Now, in fact, is the best time to scale Shasta, experts say. June and July provide mild enough temperatures for climbers to enjoy the (usually) two-day journey, but there's still enough snow for a firm-footed ascent. Yes, it's easier to climb Shasta when it's snowpacked.

Factual nuggets like that are what led Flaherty and about 50 other aspiring Shasta climbers to gather recently for a two-hour presentation at REI in Sacramento by Dan Towner, longtime lead climbing ranger at the Mount Shasta Avalanche Center.

The talk focused on safety as much as technique, mountain protocol as much as ascent routes, proper equipment to deal with abrupt changes in weather as much as adapting to altitude changes.

Safety on Shasta has taken on even more importance since an early April incident in which a climber from Oakland died after a quick-moving storm stranded him and a partner near the summit. Subsequent storms delayed rescue efforts, but tests later showed that the climber, Thomas Bennett, 26, died of a cerebral edema due to acute altitude sickness.

Shasta (14,162 feet) looks inviting, even easily scalable from the freeway. Towner, a ranger since 1992 who has summited "hundreds of times," says some skill is needed but that Shasta has long been known as a good "starter" mountain for those hoping to scale bigger peaks.

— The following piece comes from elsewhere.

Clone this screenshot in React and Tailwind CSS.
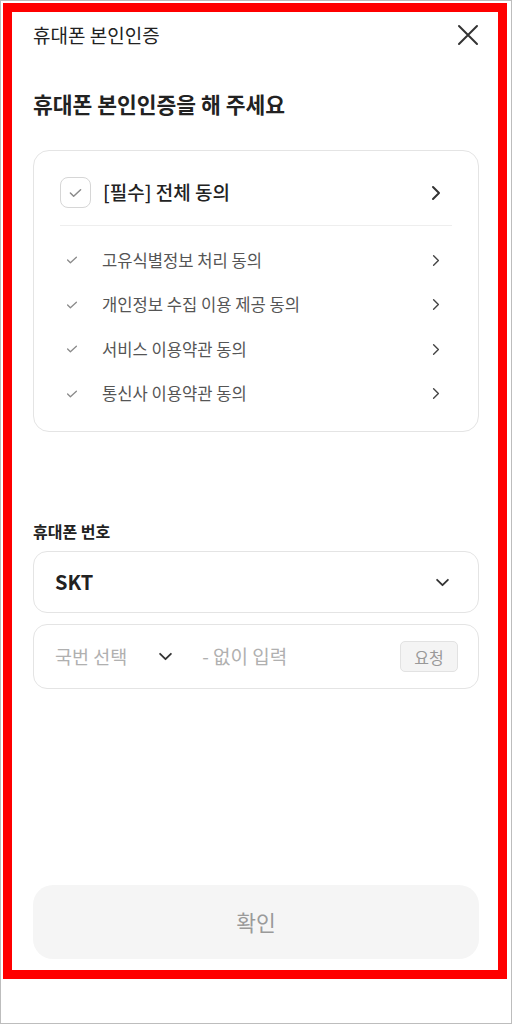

"In climbing, inherently, there is some risk involved," Towner said. "If you're safe and plan and prepare, I don't think there's an unusual amount."

Experienced climbers know that you need to prepare for any eventuality. David and Jamie Shattuck, both 29-year-old Davis residents, have scaled Mount Lassen (10,457 feet) and Mount Tallac (9,735 feet) in the Sierra. The couple wanted to climb Shasta last year, but thunderstorms forced them to stay off the summit.

"We've been wanting to do it for a couple of years," David Shattuck said. "We've been out in snowstorms on mountains a couple of times. It's a risk you take in the wilderness."

Scores of climbers take the Shasta risk every climbing season (roughly late April to October) and do just fine, Towner said. In fact, on weekends in the summer, the base camp at Lake Helen (10,400 feet) and the trek up Avalanche Gulch can get as crowded as any state park on Labor Day weekend.

With proper planning, the ranger added, climbers can avoid the annoying (pine martens, members of the weasel family, stealing your food) and the life-altering (altitude sickness and avalanches) and have memorable trips.